■ Instruction ■
Please return the full listing below without altering anything.

■ Task input ■
%%

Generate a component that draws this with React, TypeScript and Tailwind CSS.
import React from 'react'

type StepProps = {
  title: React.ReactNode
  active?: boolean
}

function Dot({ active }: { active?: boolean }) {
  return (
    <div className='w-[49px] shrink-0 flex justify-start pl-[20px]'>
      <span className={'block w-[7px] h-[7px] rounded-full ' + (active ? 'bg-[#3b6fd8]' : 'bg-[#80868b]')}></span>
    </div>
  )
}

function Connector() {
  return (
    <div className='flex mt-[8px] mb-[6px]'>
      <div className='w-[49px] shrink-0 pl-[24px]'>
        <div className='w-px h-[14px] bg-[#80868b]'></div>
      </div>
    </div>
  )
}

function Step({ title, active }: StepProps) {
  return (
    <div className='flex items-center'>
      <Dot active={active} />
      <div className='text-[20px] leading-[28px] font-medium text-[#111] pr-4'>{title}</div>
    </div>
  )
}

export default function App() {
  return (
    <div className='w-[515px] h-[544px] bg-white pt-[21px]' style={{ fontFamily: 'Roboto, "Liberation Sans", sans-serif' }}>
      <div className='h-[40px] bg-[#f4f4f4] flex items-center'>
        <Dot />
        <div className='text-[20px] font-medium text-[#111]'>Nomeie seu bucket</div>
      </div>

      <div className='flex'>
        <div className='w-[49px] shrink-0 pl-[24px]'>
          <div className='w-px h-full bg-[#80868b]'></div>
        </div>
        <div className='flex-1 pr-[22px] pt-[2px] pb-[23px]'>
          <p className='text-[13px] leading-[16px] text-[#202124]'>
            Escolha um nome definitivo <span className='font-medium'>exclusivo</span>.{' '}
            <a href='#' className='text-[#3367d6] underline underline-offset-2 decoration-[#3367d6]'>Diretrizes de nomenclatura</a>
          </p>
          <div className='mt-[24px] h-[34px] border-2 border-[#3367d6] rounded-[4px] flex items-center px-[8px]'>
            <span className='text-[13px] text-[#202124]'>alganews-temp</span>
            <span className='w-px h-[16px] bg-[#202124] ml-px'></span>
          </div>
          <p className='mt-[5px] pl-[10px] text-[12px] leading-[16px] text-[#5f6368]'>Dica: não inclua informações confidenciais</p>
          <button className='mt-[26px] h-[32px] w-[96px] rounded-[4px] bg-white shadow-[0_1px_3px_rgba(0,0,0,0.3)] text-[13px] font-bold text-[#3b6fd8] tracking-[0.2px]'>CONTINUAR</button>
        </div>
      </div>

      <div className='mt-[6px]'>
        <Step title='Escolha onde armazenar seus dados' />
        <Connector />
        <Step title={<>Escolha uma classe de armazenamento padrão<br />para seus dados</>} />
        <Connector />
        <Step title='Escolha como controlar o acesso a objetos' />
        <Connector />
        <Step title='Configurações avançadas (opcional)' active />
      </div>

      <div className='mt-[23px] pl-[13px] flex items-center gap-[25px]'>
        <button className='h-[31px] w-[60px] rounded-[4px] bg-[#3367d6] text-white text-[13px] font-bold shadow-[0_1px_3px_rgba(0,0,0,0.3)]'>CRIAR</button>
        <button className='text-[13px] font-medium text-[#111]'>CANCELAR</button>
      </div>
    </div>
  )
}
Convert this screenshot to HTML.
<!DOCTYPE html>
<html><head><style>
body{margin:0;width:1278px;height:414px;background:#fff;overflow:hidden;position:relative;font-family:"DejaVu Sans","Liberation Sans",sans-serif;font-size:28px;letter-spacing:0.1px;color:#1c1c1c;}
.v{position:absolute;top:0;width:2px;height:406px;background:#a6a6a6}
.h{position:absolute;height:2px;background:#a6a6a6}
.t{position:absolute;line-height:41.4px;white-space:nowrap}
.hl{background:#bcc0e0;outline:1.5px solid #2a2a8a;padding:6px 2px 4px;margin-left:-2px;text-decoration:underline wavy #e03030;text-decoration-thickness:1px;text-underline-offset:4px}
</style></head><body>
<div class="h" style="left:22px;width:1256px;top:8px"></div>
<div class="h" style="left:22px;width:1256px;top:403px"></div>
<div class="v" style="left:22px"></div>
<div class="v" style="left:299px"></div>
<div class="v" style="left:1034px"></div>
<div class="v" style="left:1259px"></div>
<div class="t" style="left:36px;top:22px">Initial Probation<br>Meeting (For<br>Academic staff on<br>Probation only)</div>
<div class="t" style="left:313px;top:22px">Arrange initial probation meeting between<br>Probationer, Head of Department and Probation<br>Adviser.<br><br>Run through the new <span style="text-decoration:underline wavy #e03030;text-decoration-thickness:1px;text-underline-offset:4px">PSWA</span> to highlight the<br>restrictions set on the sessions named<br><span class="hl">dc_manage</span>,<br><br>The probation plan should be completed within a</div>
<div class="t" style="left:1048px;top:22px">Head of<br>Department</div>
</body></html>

%%

■ Response to the exercise ■
Generate a component that draws this with React, TypeScript and Tailwind CSS.
import React from 'react'

type StepProps = {
  title: React.ReactNode
  active?: boolean
}

function Dot({ active }: { active?: boolean }) {
  return (
    <div className='w-[49px] shrink-0 flex justify-start pl-[20px]'>
      <span className={'block w-[7px] h-[7px] rounded-full ' + (active ? 'bg-[#3b6fd8]' : 'bg-[#80868b]')}></span>
    </div>
  )
}

function Connector() {
  return (
    <div className='flex mt-[8px] mb-[6px]'>
      <div className='w-[49px] shrink-0 pl-[24px]'>
        <div className='w-px h-[14px] bg-[#80868b]'></div>
      </div>
    </div>
  )
}

function Step({ title, active }: StepProps) {
  return (
    <div className='flex items-center'>
      <Dot active={active} />
      <div className='text-[20px] leading-[28px] font-medium text-[#111] pr-4'>{title}</div>
    </div>
  )
}

export default function App() {
  return (
    <div className='w-[515px] h-[544px] bg-white pt-[21px]' style={{ fontFamily: 'Roboto, "Liberation Sans", sans-serif' }}>
      <div className='h-[40px] bg-[#f4f4f4] flex items-center'>
        <Dot />
        <div className='text-[20px] font-medium text-[#111]'>Nomeie seu bucket</div>
      </div>

      <div className='flex'>
        <div className='w-[49px] shrink-0 pl-[24px]'>
          <div className='w-px h-full bg-[#80868b]'></div>
        </div>
        <div className='flex-1 pr-[22px] pt-[2px] pb-[23px]'>
          <p className='text-[13px] leading-[16px] text-[#202124]'>
            Escolha um nome definitivo <span className='font-medium'>exclusivo</span>.{' '}
            <a href='#' className='text-[#3367d6] underline underline-offset-2 decoration-[#3367d6]'>Diretrizes de nomenclatura</a>
          </p>
          <div className='mt-[24px] h-[34px] border-2 border-[#3367d6] rounded-[4px] flex items-center px-[8px]'>
            <span className='text-[13px] text-[#202124]'>alganews-temp</span>
            <span className='w-px h-[16px] bg-[#202124] ml-px'></span>
          </div>
          <p className='mt-[5px] pl-[10px] text-[12px] leading-[16px] text-[#5f6368]'>Dica: não inclua informações confidenciais</p>
          <button className='mt-[26px] h-[32px] w-[96px] rounded-[4px] bg-white shadow-[0_1px_3px_rgba(0,0,0,0.3)] text-[13px] font-bold text-[#3b6fd8] tracking-[0.2px]'>CONTINUAR</button>
        </div>
      </div>

      <div className='mt-[6px]'>
        <Step title='Escolha onde armazenar seus dados' />
        <Connector />
        <Step title={<>Escolha uma classe de armazenamento padrão<br />para seus dados</>} />
        <Connector />
        <Step title='Escolha como controlar o acesso a objetos' />
        <Connector />
        <Step title='Configurações avançadas (opcional)' active />
      </div>

      <div className='mt-[23px] pl-[13px] flex items-center gap-[25px]'>
        <button className='h-[31px] w-[60px] rounded-[4px] bg-[#3367d6] text-white text-[13px] font-bold shadow-[0_1px_3px_rgba(0,0,0,0.3)]'>CRIAR</button>
        <button className='text-[13px] font-medium text-[#111]'>CANCELAR</button>
      </div>
    </div>
  )
}
Convert this screenshot to HTML.
<!DOCTYPE html>
<html><head><style>
body{margin:0;width:1278px;height:414px;background:#fff;overflow:hidden;position:relative;font-family:"DejaVu Sans","Liberation Sans",sans-serif;font-size:28px;letter-spacing:0.1px;color:#1c1c1c;}
.v{position:absolute;top:0;width:2px;height:406px;background:#a6a6a6}
.h{position:absolute;height:2px;background:#a6a6a6}
.t{position:absolute;line-height:41.4px;white-space:nowrap}
.hl{background:#bcc0e0;outline:1.5px solid #2a2a8a;padding:6px 2px 4px;margin-left:-2px;text-decoration:underline wavy #e03030;text-decoration-thickness:1px;text-underline-offset:4px}
</style></head><body>
<div class="h" style="left:22px;width:1256px;top:8px"></div>
<div class="h" style="left:22px;width:1256px;top:403px"></div>
<div class="v" style="left:22px"></div>
<div class="v" style="left:299px"></div>
<div class="v" style="left:1034px"></div>
<div class="v" style="left:1259px"></div>
<div class="t" style="left:36px;top:22px">Initial Probation<br>Meeting (For<br>Academic staff on<br>Probation only)</div>
<div class="t" style="left:313px;top:22px">Arrange initial probation meeting between<br>Probationer, Head of Department and Probation<br>Adviser.<br><br>Run through the new <span style="text-decoration:underline wavy #e03030;text-decoration-thickness:1px;text-underline-offset:4px">PSWA</span> to highlight the<br>restrictions set on the sessions named<br><span class="hl">dc_manage</span>,<br><br>The probation plan should be completed within a</div>
<div class="t" style="left:1048px;top:22px">Head of<br>Department</div>
</body></html>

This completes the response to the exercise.